# taz.de -- Karriere der Linken-Parteichefin Kipping: Katja und die Jugendbrigade
       
       > Sie verdankte ihren Aufstieg zur Chefin der Linkspartei einem Netzwerk
       > aus den Anfangsjahren. Manch alte Freunde hat die Sächsin enttäuscht.
       
 (IMG) Bild: Das ist 1999. Vorne von links: Falk Neubert, Katja Kipping, Heike Werner, Michael Leutert
       
       BERLIN/DRESDEN/HANNOVER taz | Hannover, 9. Juni 2017, 23.30 Uhr. Der erste
       Tag des Parteitages der Linken in der Niedersachsenhalle ist zu Ende
       gegangen. Die beiden Spitzenkandidaten Dietmar Bartsch und Sahra
       Wagenknecht sind längst verschwunden, Parteichef Bernd Riexinger hat sich
       nach dem offiziellen Teil verabschiedet. Katja Kipping aber hat sich eine
       Weißweinschorle geholt und ist, nach einem erfolglosen Versuch, einen
       Genossen zur Hebefigur in „Time of my life“ zu bezirzen, mit Falk Neubert,
       Caren Lay und Stefan Hartmann auf die Tanzfläche gezogen.
       
       Das ist die Stunde von Parteichefin Katja Kipping und ihren Freunden, die
       den Tanzabend jedes Jahr gegen diejenigen verteidigen, die noch mehr Zeit
       für Antragsberatungen wollen. Die Jugendbrigade ist wieder vereint. Fast.
       
       Die Jugendbrigade, anfangs eine Spottbezeichnung alter PDS-Kader, bestand
       einst aus einem knappen Dutzend junger PDS-Genossen aus Sachsen, die um die
       Jahrtausendwende die Partei aufmischten. Für sie gehörte zum Sozialismus
       Freiheit, und zur Politik Spaß. Einst schworen sie sich, gemeinsam für ihre
       Ideen zu kämpfen: Es sollte keine Geheimnisse geben, politische Manöver
       wurden zusammen besprochen. Vertrauen hielt die Gruppe zusammen.
       
       Die Jugendbrigade, das waren Falk Neubert, damals jugendpolitischer
       Sprecher der sächsischen PDS, Stefan Hartmann, Wahlkämpfer für den
       Leipziger Oberbürgermeisterkandidaten und die jungen Talente Heike Werner,
       Caren Lay, Sebastian Scheel, Michael Leutert und Katja Kipping. Sie sind
       jetzt Ende 30 bis Anfang 50 und gehören zum pragmatischen, zum
       Reformerflügel der Linkspartei. Viele besetzen Schlüsselpositionen.

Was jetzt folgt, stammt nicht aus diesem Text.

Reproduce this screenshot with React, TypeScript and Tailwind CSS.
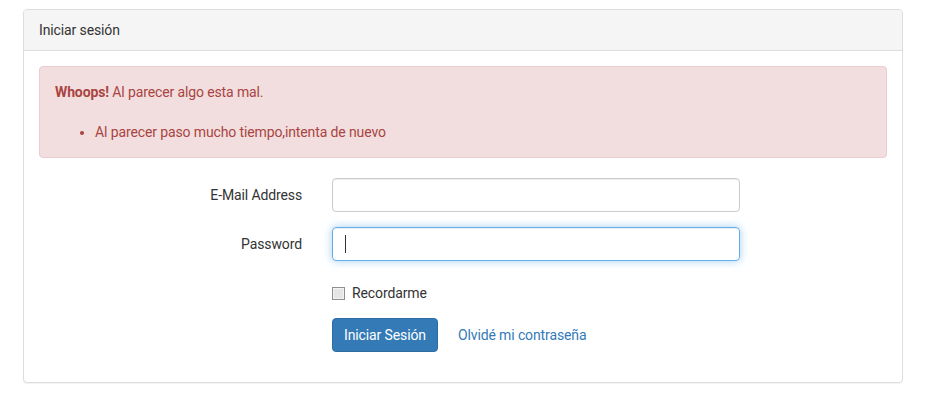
export default function App() {
  return (
    <div className="min-h-screen bg-white pt-[9px] font-['Roboto',sans-serif] text-[14px] leading-[20px] tracking-[-0.12px] text-[#333]">
      <div className="ml-[23px] w-[880px] rounded-[4px] border border-[#ddd] bg-white shadow-[0_1px_1px_rgba(0,0,0,0.05)]">
        {/* Heading */}
        <div className="rounded-t-[3px] border-b border-[#ddd] bg-[#f5f5f5] px-[15px] py-[10px]">
          Iniciar sesión
        </div>

        {/* Body */}
        <div className="p-[15px]">
          <div className="mb-[20px] rounded-[4px] border border-[#ebccd1] bg-[#f2dede] p-[15px] text-[#a94442]">
            <div>
              <strong className="font-bold">Whoops!</strong> Al parecer algo esta mal.
            </div>
            <div className="h-[20px]" />
            <ul className="list-disc pl-[40px]">
              <li>Al parecer paso mucho tiempo,intenta de nuevo</li>
            </ul>
          </div>

          <form className="flex flex-col gap-[15px] pb-[15px]" onSubmit={(e) => e.preventDefault()}>
            <div className="flex items-start">
              <label className="w-[263px] pt-[7px] text-right">E-Mail Address</label>
              <input
                type="email"
                className="ml-[30px] h-[34px] w-[408px] rounded-[4px] border border-[#ccc] px-[12px] py-[6px] shadow-[inset_0_1px_1px_rgba(0,0,0,0.075)] outline-none"
              />
            </div>

            <div className="flex items-start">
              <label className="w-[263px] pt-[7px] text-right">Password</label>
              <div className="relative ml-[30px]">
                <input
                  type="password"
                  className="h-[34px] w-[408px] rounded-[4px] border border-[#66afe9] px-[12px] py-[6px] shadow-[inset_0_1px_1px_rgba(0,0,0,0.075),0_0_8px_rgba(102,175,233,0.6)] outline-none"
                />
                {/* text caret */}
                <span className="absolute left-[13px] top-[8px] h-[18px] w-px bg-[#333]" />
              </div>
            </div>

            <div className="flex">
              <div className="ml-[293px] flex items-center pt-[7px]">
                <input
                  type="checkbox"
                  className="m-0 h-[13px] w-[13px] appearance-none border border-[#8f8f8f] bg-[#e6e6e6] shadow-[inset_0_0_0_1px_#f4f4f4]"
                />
                <span className="ml-[7px]">Recordarme</span>
              </div>
            </div>

            <div className="flex items-center">
              <button
                type="submit"
                className="ml-[293px] h-[34px] rounded-[4px] border border-[#2e6da4] bg-[#337ab7] px-[11px] text-white"
              >
                Iniciar Sesión
              </button>
              <a href="#" className="ml-[20px] text-[#337ab7]">
                Olvidé mi contraseña
              </a>
            </div>
          </form>
        </div>
      </div>
    </div>
  );
}
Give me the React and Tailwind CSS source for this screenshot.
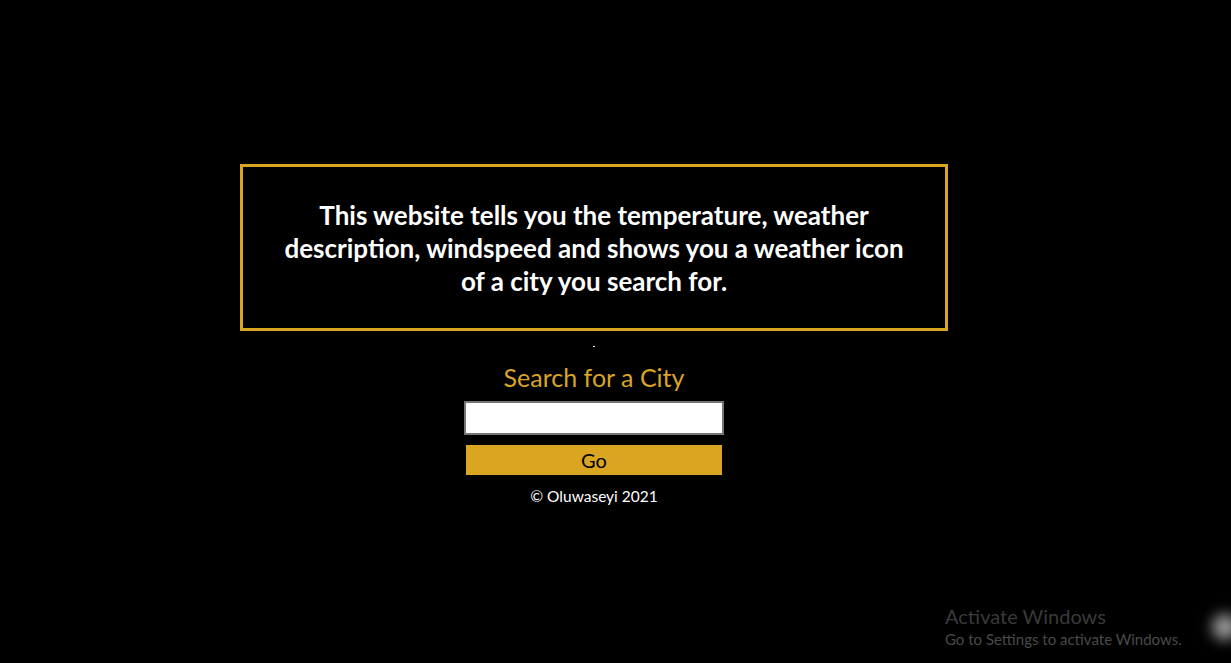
export default function App() {
  return (
    <div className="relative w-[1231px] h-[663px] bg-black overflow-hidden" style={{ fontFamily: '"Lato", "Open Sans", sans-serif' }}>
      <div className="w-[1188px] flex flex-col items-center pt-[164px]">
        <div className="w-[708px] h-[167px] border-[3px] border-[#daa520] flex items-center justify-center">
          <p className="text-white font-bold text-[26px] leading-[33px] text-center pt-[2px]">
            This website tells you the temperature, weather<br />
            description, windspeed and shows you a weather icon<br />
            of a city you search for.
          </p>
        </div>
        <div className="mt-[15px] w-[2px] h-[1px] bg-white" />
        <h2 className="mt-[15px] text-[#daa520] text-[25px] leading-[30px]">Search for a City</h2>
        <div className="mt-[9px] w-[260px] h-[34px] bg-white border-2 border-[#767676]" />
        <button className="mt-[10px] w-[256px] h-[30px] bg-[#daa520] text-black text-[20px] leading-[30px]">Go</button>
        <p className="mt-[10px] text-white text-[15.5px] leading-[22px]">© Oluwaseyi 2021</p>
      </div>
      <div className="absolute left-[945px] top-[604px] text-[#3a3a3a]">
        <div className="text-[20px] leading-[24px]">Activate Windows</div>
        <div className="text-[15px] leading-[22px] text-[#4a4a4a]">Go to Settings to activate Windows.</div>
      </div>
      <div className="absolute left-[1212px] top-[614px] w-[26px] h-[26px] rounded-full bg-[#999999] blur-[7px]" />
    </div>
  );
}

       Sebastian Scheel ist Berliner Staatssekretär für Wohnen, Heike Werner
       Sozialministerin in Thüringen. Hartmann ist stellvertretender sächsischer
       Landesvorsitzender, Lay und Leutert Bundestagsabgeordnete. Und Katja
       Kipping ist seit fünf Jahren Vorsitzende der Linkspartei. Ihr Aufstieg wäre
       ohne die Jugendbrigade nicht möglich gewesen.
       
       Heute machen die Gründungsmitglieder der Jugendbrigade nicht nur
       miteinander Politik, sondern auch gegeneinander. Einer für alle, alle für
       einen – dieser Schwur gilt nicht mehr.
       
       „Wir grüßen uns heute kaum noch“, sagt Michael Leutert. „Die Katja Kipping
       von heute hat nichts mehr gemein mit der Katja, die ich mal kannte.“
       Michael Leutert, blaue Augen und kantiges Kinn, ist Bundestagsabgeordneter.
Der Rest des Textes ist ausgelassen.